Dixon, his anger bubbling over, hits out.

Written and directed by Martin McDonagh, Three Billboards Outside Ebbing, Missouri is an extraordinary film. Variously described as a ‘crime film’, a ‘tragicomedy’ and ‘darkly comic’, it is all those and far more.

There is a savage brutality about it – not just in some of the violence, which is never gratuitous – but also in the emotions of people struggling to deal with grief and loss and anger. That it never crosses into mawkishness or sentimentality is an incredible achievement.

The writing is superb. When Willoughby’s suicide letters to his wife, to Mildred and to Dixon are read by them (voiced by Woody Harrelson), they combine an earthiness with a poetic beauty that is searing.

Ben Davis’s cinematography is more than a match, giving us a sense of vast, natural beauty, yet with those three billboards as a constant jarring reminder that something far darker is at the root of all this.

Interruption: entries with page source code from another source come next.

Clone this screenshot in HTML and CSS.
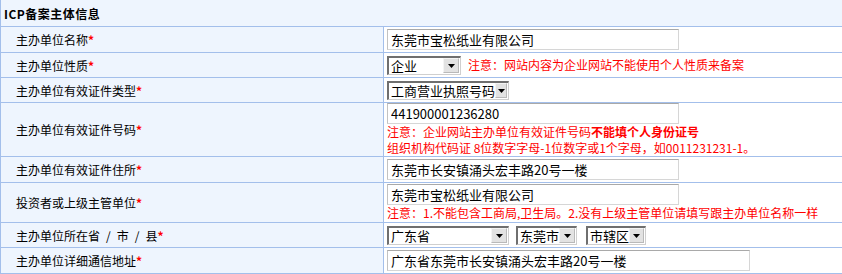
FILE: index.html
```html
<!DOCTYPE html>
<html lang="zh-CN">
<head>
<meta charset="utf-8">
<title>ICP备案主体信息</title>
<link rel="stylesheet" href="styles.css">
</head>
<body>
<div class="form">
  <div class="head">ICP备案主体信息</div>

  <div class="row h25">
    <div class="label">主办单位名称<span class="req">*</span></div>
    <div class="value"><input class="txt" type="text" value="东莞市宝松纸业有限公司"></div>
  </div>

  <div class="row h24">
    <div class="label">主办单位性质<span class="req">*</span></div>
    <div class="value inline">
      <span class="sel w74"><span class="sel-text">企业</span><span class="sel-btn"><svg width="7" height="4" viewBox="0 0 7 4"><path d="M0 0h7L3.5 4z" fill="#000"/></svg></span></span>
      <span class="note">注意：网站内容为企业网站不能使用个人性质来备案</span>
    </div>
  </div>

  <div class="row h24">
    <div class="label">主办单位有效证件类型<span class="req">*</span></div>
    <div class="value inline">
      <span class="sel w122"><span class="sel-text">工商营业执照号码</span><span class="sel-btn"><svg width="7" height="4" viewBox="0 0 7 4"><path d="M0 0h7L3.5 4z" fill="#000"/></svg></span></span>
    </div>
  </div>

  <div class="row h53">
    <div class="label">主办单位有效证件号码<span class="req">*</span></div>
    <div class="value stack">
      <input class="txt" type="text" value="441900001236280">
      <div class="note">注意：企业网站主办单位有效证件号码<b>不能填个人身份证号</b></div>
      <div class="note">组织机构代码证 8位数字字母-1位数字或1个字母，如0011231231-1。</div>
    </div>
  </div>

  <div class="row h25">
    <div class="label">主办单位有效证件住所<span class="req">*</span></div>
    <div class="value"><input class="txt" type="text" value="东莞市长安镇涌头宏丰路20号一楼"></div>
  </div>

  <div class="row h39">
    <div class="label">投资者或上级主管单位<span class="req">*</span></div>
    <div class="value stack">
      <input class="txt" type="text" value="东莞市宝松纸业有限公司">
      <div class="note">注意：1.不能包含工商局,卫生局。2.没有上级主管单位请填写跟主办单位名称一样</div>
    </div>
  </div>

  <div class="row h24">
    <div class="label">主办单位所在省&ensp;/&ensp;市&ensp;/&ensp;县<span class="req">*</span></div>
    <div class="value inline">
      <span class="sel w122"><span class="sel-text">广东省</span><span class="sel-btn"><svg width="7" height="4" viewBox="0 0 7 4"><path d="M0 0h7L3.5 4z" fill="#000"/></svg></span></span>
      <span class="sel w61 gap"><span class="sel-text">东莞市</span><span class="sel-btn"><svg width="7" height="4" viewBox="0 0 7 4"><path d="M0 0h7L3.5 4z" fill="#000"/></svg></span></span>
      <span class="sel w60 gap2"><span class="sel-text">市辖区</span><span class="sel-btn"><svg width="7" height="4" viewBox="0 0 7 4"><path d="M0 0h7L3.5 4z" fill="#000"/></svg></span></span>
    </div>
  </div>

  <div class="row h25">
    <div class="label">主办单位详细通信地址<span class="req">*</span></div>
    <div class="value"><input class="txt wide" type="text" value="广东省东莞市长安镇涌头宏丰路20号一楼"></div>
  </div>
</div>
</body>
</html>
```

FILE: styles.css
```css
html, body {
  margin: 0;
  padding: 0;
  background: #ffffff;
}

body {
  font-family: "Noto Sans CJK SC", "Noto Sans", sans-serif;
  font-size: 12px;
  color: #000;
}

.form {
  width: 860px;
  border-left: 1px solid #a3bfeb;
  background: #eef5fe;
}

.head {
  height: 26px;
  border-bottom: 1px solid #a3bfeb;
  display: flex;
  align-items: center;
  padding-left: 3px;
  font-weight: bold;
  font-size: 12px;
  letter-spacing: 0.5px;
}

.row {
  display: grid;
  grid-template-columns: 383px 1fr;
  border-bottom: 1px solid #a3bfeb;
}

.h24 { height: 24px; }
.h25 { height: 25px; }
.h39 { height: 39px; }
.h53 { height: 53px; }

.label {
  display: flex;
  align-items: center;
  padding-left: 15px;
  border-right: 1px solid #a3bfeb;
  white-space: nowrap;
}

.req {
  color: #ff0000;
  font-weight: bold;
}

.value {
  background: #ffffff;
  padding-left: 3px;
  display: flex;
  align-items: center;
}

.value.stack {
  flex-direction: column;
  align-items: flex-start;
  justify-content: center;
}

.txt {
  box-sizing: border-box;
  width: 292px;
  height: 21px;
  margin: 0;
  padding: 0 3px;
  font-family: "Noto Sans CJK SC", "Noto Sans", sans-serif;
  font-size: 13px;
  color: #000;
  background: #fff;
  border: 1px solid #d6d6d6;
  border-top-color: #a9a9a9;
  border-left-color: #c2c2c2;
  outline: none;
}

.txt.wide {
  width: 363px;
}

.note {
  color: #ff0000;
  font-size: 12px;
  line-height: 16px;
  white-space: nowrap;
}

.stack .note {
  height: 16px;
  overflow: hidden;
}

.note b {
  font-weight: bold;
}

.inline .note {
  margin-left: 7px;
}

.sel {
  box-sizing: border-box;
  height: 19px;
  display: inline-flex;
  align-items: center;
  justify-content: space-between;
  background: #fff;
  border-top: 2px solid #6f6f6f;
  border-left: 2px solid #6f6f6f;
  border-right: 1px solid #cfcfcf;
  border-bottom: 1px solid #cfcfcf;
  padding-right: 1px;
}

.sel-text {
  font-size: 13px;
  line-height: 16px;
  padding-left: 2px;
  white-space: nowrap;
}

.sel-btn {
  box-sizing: border-box;
  width: 16px;
  height: 15px;
  display: flex;
  align-items: center;
  justify-content: center;
  background: #e2e2e2;
  border: 1px solid #b9b9b9;
  border-top-color: #f4f4f4;
  border-left-color: #f4f4f4;
}

.w74 { width: 74px; }
.w122 { width: 122px; }
.w61 { width: 61px; }
.w60 { width: 60px; }

.gap { margin-left: 7px; }
.gap2 { margin-left: 9px; }
```
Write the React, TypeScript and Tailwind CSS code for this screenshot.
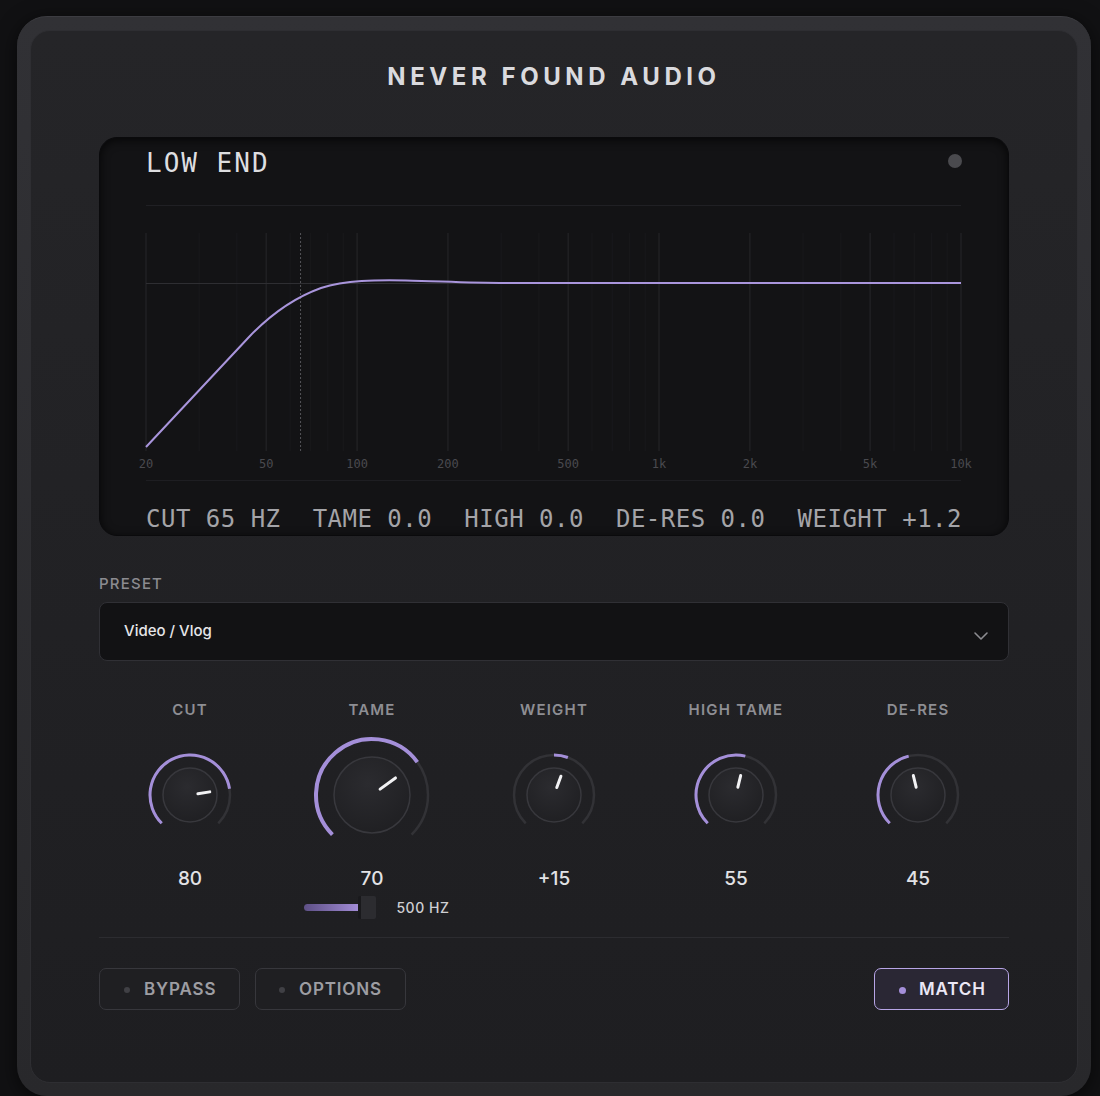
import React from "react";
import { ChevronDown } from "lucide-react";

const W = 815;
const xf = (f: number) => (W * Math.log10(f / 20)) / Math.log10(500);
const MAJOR: [number, string][] = [
  [20, "20"],
  [50, "50"],
  [100, "100"],
  [200, "200"],
  [500, "500"],
  [1000, "1k"],
  [2000, "2k"],
  [5000, "5k"],
  [10000, "10k"],
];
const MINOR = [30, 40, 60, 70, 80, 90, 300, 400, 600, 700, 800, 900, 3000, 4000, 6000, 7000, 8000, 9000];

function Graph() {
  const cut = xf(65);
  return (
    <svg width={W} height={276} className="overflow-visible block">
      <line x1={0} y1={0.5} x2={W} y2={0.5} stroke="#202024" strokeWidth={1} />
      {MINOR.map((f) => (
        <line key={f} x1={xf(f)} x2={xf(f)} y1={28} y2={246} stroke="#19191c" strokeWidth={1} />
      ))}
      {MAJOR.map(([f]) => (
        <line key={f} x1={xf(f)} x2={xf(f)} y1={28} y2={246} stroke="#27272a" strokeWidth={1} />
      ))}
      <line x1={0} y1={78.5} x2={W} y2={78.5} stroke="#2e2e32" strokeWidth={1} />
      <line x1={cut} x2={cut} y1={28} y2={246} stroke="#55555a" strokeWidth={1} strokeDasharray="2 2" />
      <path
        d="M0,242 L103,132 C125,109 150,92 175,83 C200,75 230,75 260,75.5 C290,76 320,78 360,78 L815,78"
        fill="none"
        stroke="#a995dc"
        strokeWidth={2}
      />
      {MAJOR.map(([f, l]) => (
        <text
          key={l}
          x={xf(f)}
          y={263}
          textAnchor="middle"
          fill="#4a4a4f"
          fontSize={12}
          fontFamily="'DejaVu Sans Mono', monospace"
        >
          {l}
        </text>
      ))}
      <line x1={0} y1={275.5} x2={W} y2={275.5} stroke="#1e1e22" strokeWidth={1} />
    </svg>
  );
}

function pt(cx: number, cy: number, r: number, a: number) {
  const rad = (a * Math.PI) / 180;
  return [cx + r * Math.sin(rad), cy - r * Math.cos(rad)];
}
function arc(cx: number, cy: number, r: number, a1: number, a2: number) {
  const [x1, y1] = pt(cx, cy, r, a1);
  const [x2, y2] = pt(cx, cy, r, a2);
  const large = a2 - a1 > 180 ? 1 : 0;
  return `M${x1},${y1} A${r},${r} 0 ${large} 1 ${x2},${y2}`;
}

function Knob({ v, bipolar, big }: { v: number; bipolar?: boolean; big?: boolean }) {
  const c = 65;
  const r = big ? 56 : 40;
  const kr = big ? 38 : 27;
  const p1 = big ? 10 : 8;
  const p2 = big ? 29 : 20;
  const a = -135 + v * 270;
  const start = bipolar ? 0 : -135;
  const [px1, py1] = pt(c, c, p1, a);
  const [px2, py2] = pt(c, c, p2, a);
  const id = big ? "kg-big" : "kg-sm";
  return (
    <svg width={130} height={130} className="block">
      <defs>
        <radialGradient id={id} cx="45%" cy="35%" r="70%">
          <stop offset="0%" stopColor="#2b2b2f" />
          <stop offset="100%" stopColor="#1f1f22" />
        </radialGradient>
      </defs>
      <path d={arc(c, c, r, -135, 135)} fill="none" stroke="#323236" strokeWidth={2.5} />
      <path d={arc(c, c, r, Math.min(start, a), Math.max(start, a))} fill="none" stroke="#a48fd9" strokeWidth={big ? 4 : 3} />
      <circle cx={c} cy={c} r={kr} fill={`url(#${id})`} stroke="#38383d" strokeWidth={1.5} />
      <line x1={px1} y1={py1} x2={px2} y2={py2} stroke="#f2f2f4" strokeWidth={3} strokeLinecap="round" />
    </svg>
  );
}

const KNOBS = [
  { label: "CUT", value: "80", v: 0.8 },
  { label: "TAME", value: "70", v: 0.7, big: true },
  { label: "WEIGHT", value: "+15", v: 0.575, bipolar: true },
  { label: "HIGH TAME", value: "55", v: 0.55 },
  { label: "DE-RES", value: "45", v: 0.45 },
];

const sans = { fontFamily: "Inter, 'Noto Sans', sans-serif" };
const mono = { fontFamily: "'DejaVu Sans Mono', 'Liberation Mono', monospace" };

export default function App() {
  return (
    <div className="min-h-screen bg-[#111113] pt-[16px] pl-[17px]" style={sans}>
      <div className="w-[1074px] h-[1080px] rounded-[30px] bg-gradient-to-b from-[#313135] to-[#28282b] p-[13px] border-t border-[#3c3c41] shadow-[0_4px_20px_rgba(0,0,0,0.6)]">
        <div className="h-full rounded-[20px] bg-gradient-to-b from-[#252528] to-[#1e1e21] border border-[#2e2e32] px-[68px] flex flex-col">
          <div className="pt-[32px] h-[60px] text-center text-[24px] leading-[28px] font-bold tracking-[0.19em] text-[#dadade]">
            NEVER FOUND AUDIO
          </div>

          <div className="mt-[46px] h-[399px] rounded-[18px] bg-[#131315] border border-[#0a0a0c] shadow-[inset_0_2px_10px_rgba(0,0,0,0.7)] flex flex-col px-[46px]">
            <div className="pt-[10px] flex items-center justify-between">
              <div className="text-[26px] leading-[30px] tracking-[2px] text-[#dedee0]" style={mono}>
                LOW END
              </div>
              <div className="w-[14px] h-[14px] rounded-full bg-[#4a4a4e] -mt-[4px]" />
            </div>
            <div className="mt-[27px]">
              <Graph />
            </div>
            <div className="mt-[24px] flex justify-between text-[24px] leading-[28px] tracking-[0.5px] text-[#a4a4a8]" style={mono}>
              <span>CUT 65 HZ</span>
              <span>TAME 0.0</span>
              <span>HIGH 0.0</span>
              <span>DE-RES 0.0</span>
              <span>WEIGHT +1.2</span>
            </div>
          </div>

          <div className="mt-[39px] text-[15px] leading-[18px] font-medium tracking-[0.08em] text-[#8b8b90]">PRESET</div>
          <div className="mt-[9px] h-[59px] rounded-[8px] bg-[#121214] border border-[#303035] flex items-center justify-between pl-[24px] pr-[15px]">
            <span className="text-[15px] font-medium text-[#e6e6e9]">Video / Vlog</span>
            <ChevronDown size={24} color="#8c8c91" strokeWidth={1.6} className="mt-[8px]" />
          </div>

          <div className="mt-[40px] h-[216px] grid grid-cols-5">
            {KNOBS.map((k) => (
              <div key={k.label} className="flex flex-col items-center">
                <div className="h-[18px] leading-[18px] text-[15px] font-semibold tracking-[0.08em] text-[#8e8e93]">{k.label}</div>
                <div className="mt-[11px]">
                  <Knob v={k.v} bipolar={k.bipolar} big={k.big} />
                </div>
                <div className="mt-[7px] h-[24px] leading-[24px] text-[19px] font-medium text-[#e2e2e5]">{k.value}</div>
                {k.big && (
                  <div className="mt-[6px] h-[20px] flex items-center gap-[20px] pl-[10px]">
                    <div className="flex items-center w-[72px]">
                      <div className="h-[7px] w-[54px] rounded-l-full bg-gradient-to-r from-[#5e5086] to-[#a28cd6]" />
                      <div className="h-[23px] w-[18px] rounded-[2px] bg-[#2c2c30] border-l-[3px] border-[#19191c]" />
                    </div>
                    <span className="text-[14px] font-medium tracking-[0.04em] text-[#cfcfd3]">500 HZ</span>
                  </div>
                )}
              </div>
            ))}
          </div>

          <div className="mt-[20px] border-t border-[#2c2c30]" />

          <div className="mt-[30px] flex items-center">
            <button className="h-[42px] w-[141px] rounded-[7px] border border-[#37373c] bg-[#1f1f22] flex items-center pl-[24px] pt-[2px] gap-[14px]">
              <span className="w-[6px] h-[6px] rounded-full bg-[#404045]" />
              <span className="text-[17px] font-semibold tracking-[0.05em] text-[#9d9da2]">BYPASS</span>
            </button>
            <button className="ml-[15px] h-[42px] w-[151px] rounded-[7px] border border-[#37373c] bg-[#1f1f22] flex items-center pl-[23px] pt-[2px] gap-[14px]">
              <span className="w-[6px] h-[6px] rounded-full bg-[#404045]" />
              <span className="text-[17px] font-semibold tracking-[0.05em] text-[#9d9da2]">OPTIONS</span>
            </button>
            <button className="ml-auto h-[42px] w-[135px] rounded-[7px] border-[1.5px] border-[#b7a5e6] bg-[#2a2734] flex items-center pl-[24px] pt-[2px] gap-[13px]">
              <span className="w-[7px] h-[7px] rounded-full bg-[#a48fd9]" />
              <span className="text-[17px] font-semibold tracking-[0.05em] text-[#ebe7f5]">MATCH</span>
            </button>
          </div>
        </div>
      </div>
    </div>
  );
}
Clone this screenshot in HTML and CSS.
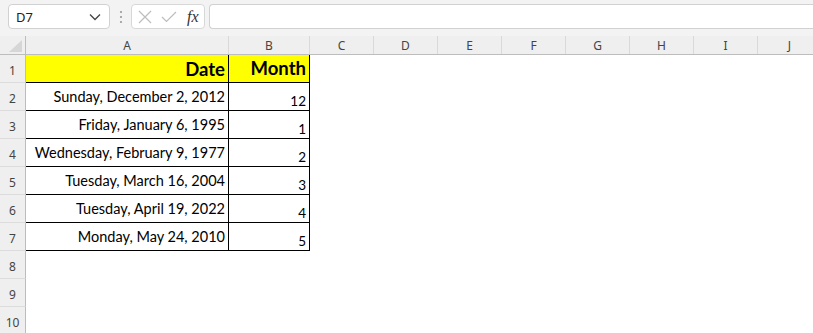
FILE: index.html
```html
<!DOCTYPE html>
<html lang="en">
<head>
    <meta charset="UTF-8">
    <title>Sheet</title>
    <link rel="stylesheet" href="styles.css">
</head>
<body>
    <div class="toolbar">
        <div class="namebox">
            <span>D7</span>
            <svg width="12" height="8" viewBox="0 0 12 8"><path d="M1 1.5 L6 6.5 L11 1.5" fill="none" stroke="#444" stroke-width="1.3"/></svg>
        </div>
        <div class="grip">
            <svg width="4" height="14" viewBox="0 0 4 14"><circle cx="2" cy="2" r="1.1" fill="#999"/><circle cx="2" cy="7" r="1.1" fill="#999"/><circle cx="2" cy="12" r="1.1" fill="#999"/></svg>
        </div>
        <div class="fnbox">
            <svg width="14" height="14" viewBox="0 0 14 14"><path d="M1 1 L13 13 M13 1 L1 13" stroke="#bdbdbd" stroke-width="1.2" fill="none"/></svg>
            <svg width="16" height="12" viewBox="0 0 16 12"><path d="M1 6 L5.5 10.5 L15 1" stroke="#bdbdbd" stroke-width="1.2" fill="none"/></svg>
            <span class="fx">fx</span>
        </div>
        <div class="formula"></div>
    </div>

    <div class="colheads">
        <div class="corner">
            <svg width="14" height="12" viewBox="0 0 14 12"><path d="M13 0 L13 12 L0 12 Z" fill="#d6d6d6"/></svg>
        </div>
        <div class="colhead col-a">A</div>
        <div class="colhead col-b">B</div>
        <div class="colhead">C</div>
        <div class="colhead">D</div>
        <div class="colhead">E</div>
        <div class="colhead">F</div>
        <div class="colhead">G</div>
        <div class="colhead">H</div>
        <div class="colhead">I</div>
        <div class="colhead">J</div>
    </div>

    <div class="row">
        <div class="rowhead">1</div>
        <div class="cell date title">Date</div>
        <div class="cell month title">Month</div>
    </div>
    <div class="row">
        <div class="rowhead">2</div>
        <div class="cell date">Sunday, December 2, 2012</div>
        <div class="cell month">12</div>
    </div>
    <div class="row">
        <div class="rowhead">3</div>
        <div class="cell date">Friday, January 6, 1995</div>
        <div class="cell month">1</div>
    </div>
    <div class="row">
        <div class="rowhead">4</div>
        <div class="cell date">Wednesday, February 9, 1977</div>
        <div class="cell month">2</div>
    </div>
    <div class="row">
        <div class="rowhead">5</div>
        <div class="cell date">Tuesday, March 16, 2004</div>
        <div class="cell month">3</div>
    </div>
    <div class="row">
        <div class="rowhead">6</div>
        <div class="cell date">Tuesday, April 19, 2022</div>
        <div class="cell month">4</div>
    </div>
    <div class="row">
        <div class="rowhead">7</div>
        <div class="cell date">Monday, May 24, 2010</div>
        <div class="cell month">5</div>
    </div>
    <div class="row">
        <div class="rowhead">8</div>
    </div>
    <div class="row">
        <div class="rowhead">9</div>
    </div>
    <div class="row">
        <div class="rowhead">10</div>
    </div>
</body>
</html>
```

FILE: styles.css
```css
*{
    padding: 0;
    margin: 0;
    box-sizing: border-box;
}

body{
    width: 813px;
    height: 333px;
    overflow: hidden;
    background-color: #fff;
    font-family: "Noto Sans", sans-serif;
}

.toolbar {
    display: flex;
    align-items: flex-start;
    height: 36px;
    padding: 4px 0 0 8px;
    background-color: #f3f3f3;
}
.namebox {
    display: flex;
    align-items: center;
    justify-content: space-between;
    width: 102px;
    height: 25px;
    padding: 0 8px 0 7px;
    background-color: #fff;
    border: 1px solid #d1d1d1;
    border-radius: 4px;
    font-size: 13px;
    color: #222;
}
.grip {
    display: flex;
    align-items: center;
    justify-content: center;
    width: 21px;
    height: 25px;
}
.fnbox {
    display: flex;
    align-items: center;
    gap: 9px;
    width: 74px;
    height: 25px;
    padding-left: 6px;
    background-color: #fff;
    border: 1px solid #d8d8d8;
    border-radius: 4px;
}
.fx {
    font-family: "Liberation Serif", serif;
    font-style: italic;
    font-size: 16px;
    color: #333;
    margin-left: 1px;
}
.formula {
    flex: 1;
    height: 25px;
    margin-left: 4px;
    background-color: #fff;
    border: 1px solid #d1d1d1;
    border-right: none;
    border-radius: 4px 0 0 4px;
}

.colheads {
    display: flex;
    height: 19px;
    background-color: #efefef;
    border-bottom: 1px solid #bdbdbd;
}
.corner {
    display: flex;
    align-items: flex-end;
    justify-content: flex-end;
    width: 26px;
    flex: none;
    padding: 0 2px 2px 0;
    border-right: 1px solid #bdbdbd;
}
.colhead {
    width: 64px;
    flex: none;
    text-align: center;
    font-size: 12px;
    line-height: 19px;
    color: #444;
    border-right: 1px solid #d9d9d9;
}
.col-a {
    width: 203px;
}
.col-b {
    width: 81px;
}

.row {
    display: flex;
    height: 28px;
}
.rowhead {
    display: flex;
    align-items: flex-end;
    justify-content: center;
    width: 26px;
    flex: none;
    padding-bottom: 3px;
    background-color: #efefef;
    border-right: 1px solid #bdbdbd;
    border-bottom: 1px solid #dcdcdc;
    font-size: 12px;
    color: #444;
}
.cell {
    display: flex;
    justify-content: flex-end;
    flex: none;
    border-right: 1px solid #000;
    border-bottom: 1px solid #000;
    font-family: Lato, "Liberation Sans", sans-serif;
    font-size: 14.5px;
    color: #000;
}
.date {
    width: 203px;
    align-items: center;
    padding-right: 3px;
}
.month {
    width: 81px;
    align-items: flex-end;
    padding: 0 3px 1px 0;
    font-size: 13.5px;
}
.title {
    align-items: center;
    background-color: #ffff00;
    font-weight: bold;
    font-size: 18.5px;
}
```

The performances are exemplary.

In a strong supporting cast, Peter Dinklage as a friend of Mildred, Caleb Landry Jones as the ad agency rep and Samara Weaving as Penelope, are all excellent.

Harrelson and Sam Rockwell as Willoughby and Dixon respectively, are both up for supporting actor Oscars. It’s hard to know who you’d pick.

But Frances McDormand is simply outstanding as Mildred. The anger, the pain and the guilt are raw; constantly etched across her face, yet so subtly conveyed. It is a blistering turn and it’s almost impossible to imagine that she will not take home her second golden statue come March.

Three Billboards is about flawed human beings struggling with their demons. They don’t overcome all their flaws, but somewhere in the darkness, McDonagh’s magnificent work suggests that humans can grow; that redemption and release from the pain are possible.

And throughout, there are little notes to suggest that the cycle of life goes on: flowers and a young deer are just two.

If there’s a moral here, it’s in Penelope’s adage, memorised from a bookmark, that “anger only begets more anger”. It’s a line that’s played for laughs and then dropped, yet it’s the truth at the heart of the film.

‘Crime film’, ‘tragicomedy’ … whatever. In the end, this is a deeply humane work that transcends easy labels.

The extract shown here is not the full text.